Tibble columns are a relatively new concept in the tidyverse. You can unpack a tibble column into regular columns with tidyr::unpack().

Parsing other types

tibblify provides shortcuts for a couple of common types. To parse a vector or record type without a parser use lcol_vec().
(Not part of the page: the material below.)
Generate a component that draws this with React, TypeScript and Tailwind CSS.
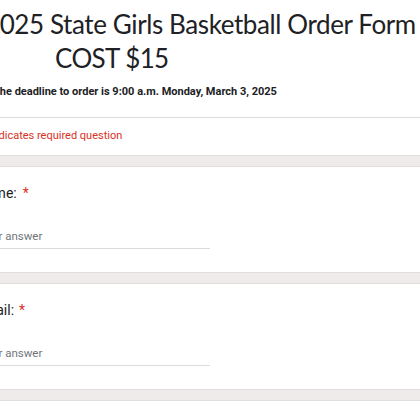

Let’s say you have a list with difftimes

now <- Sys.time()
past <- now - c(100, 200)

x <- list(
  list(timediff = now - past[1]),
  list(timediff = now - past[2])
)

x
#> [[1]]
#> [[1]]$timediff
#> Time difference of 1.666667 mins
#> 
#> 
#> [[2]]
#> [[2]]$timediff
#> Time difference of 3.333333 mins

You need to define a prototype

ptype <- as.difftime(0, units = "secs")
ptype
#> Time difference of 0 secs

and then use it in lcol_vec()

tibblify(
  x,
  lcols(
    lcol_vec("timediff", ptype = ptype)
  )
)
#> # A tibble: 2 x 1
#>   timediff
#>   <drtn>  
#> 1 100 secs
#> 2 200 secs

Default Column Type

You can use the .default argument of lcols() to define a parser used for all unspecified fields.

tibblify(
  politicians,
  lcols(
    lcol_chr("name"),
    lcol_chr("surname"),
    .default = lcol_lst(path = zap(), .default = NULL)
  )
)
#> # A tibble: 2 x 8
#>   name   surname id       dob      n_children parents        spouses   offices  
#>   <chr>  <chr>   <list>   <list>   <list>     <list>         <list>    <list>   
#> 1 Barack Obama   <int [1… <chr [1… <dbl [1]>  <named list [… <list [1… <list [2…
#> 2 Boris  Johnson <int [1… <chr [1… <NULL>     <named list [… <list [2… <list [3…

Code of Conduct

Please note that the tibblify project is released with a Contributor Code of Conduct. By contributing to this project, you agree to abide by its terms.